Kwong trains Raye for the tournament and enters him. He manages to win all the fights and proceeds to the final match, where he faces off with Chin Woo. Kwong tells him that Chin Woo is his brother's killer and also the fighter who put Baby Davis in a coma. Hal, who has come from California to watch Raye's final bout, informs Raye that Kwong is the killer after Kwong drugs Raye. Angela comes in with a gun to avenge Baby, but dies at the hands of Chin Woo. Woo is defeated by Raye, who sets off after Michael's true killer. Kwong reveals that his brother was the fighter who died at the hands of Michael that night, and that Kwong is the one who murdered him. Kwong fights Raye in the same alley where Michael died. Raye is badly wounded but impales Kwong on a fence.
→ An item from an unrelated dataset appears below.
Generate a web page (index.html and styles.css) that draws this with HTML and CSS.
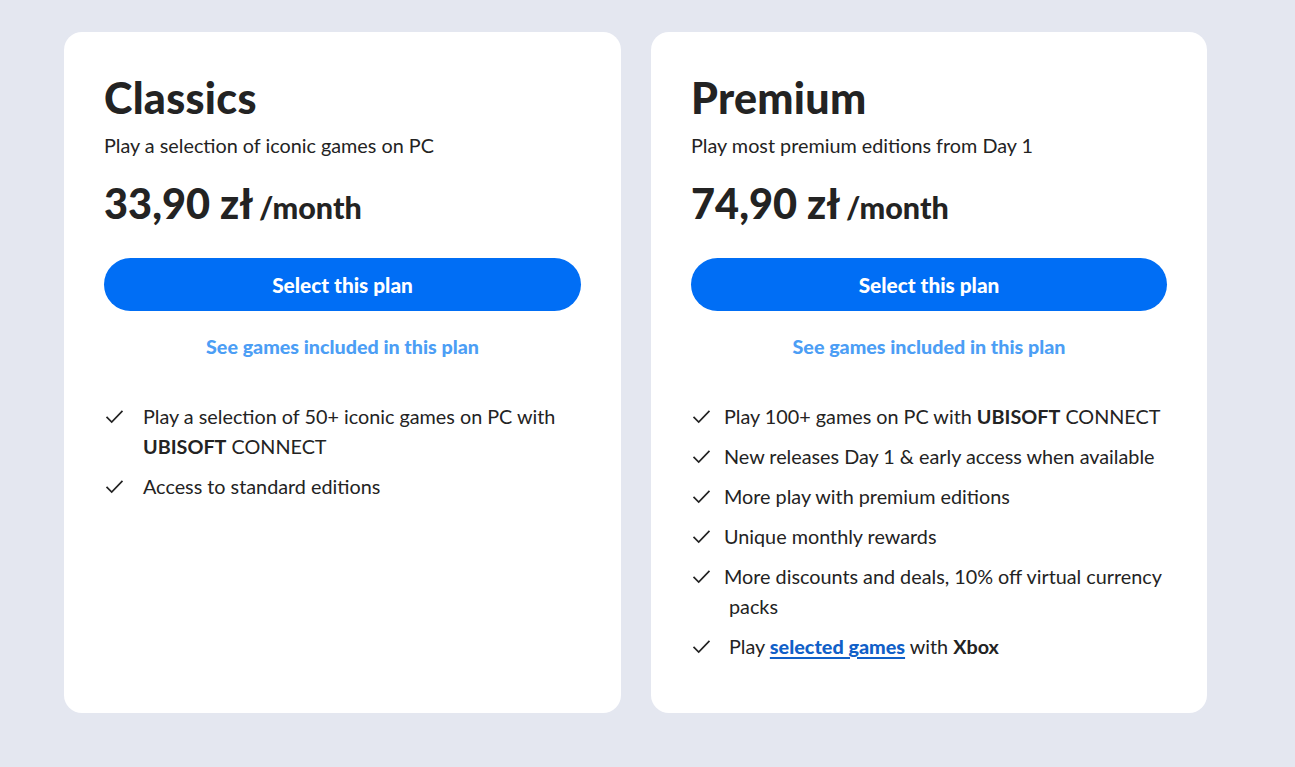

Nancy and Raye walk off into the night.

Cast
 Don "The Dragon" Wilson as Jake Raye
 Joe Mari Avellana as Kwong
 Rob Kaman as Raton
 Billy Blanks as Black Rose
 Cris Aguilar as Chin Woo (as Kris Aguilar and Chris Aguilar)

Production
The film was made following the success of Bloodsport.

Releases
Bloodfist received a limited release theatrically from Concorde Films, opening on September 22, 1989, and ended up grossing $1,770,082.

The film was released on VHS by MGM/UA Home Entertainment and made over $11 million in video rental sales.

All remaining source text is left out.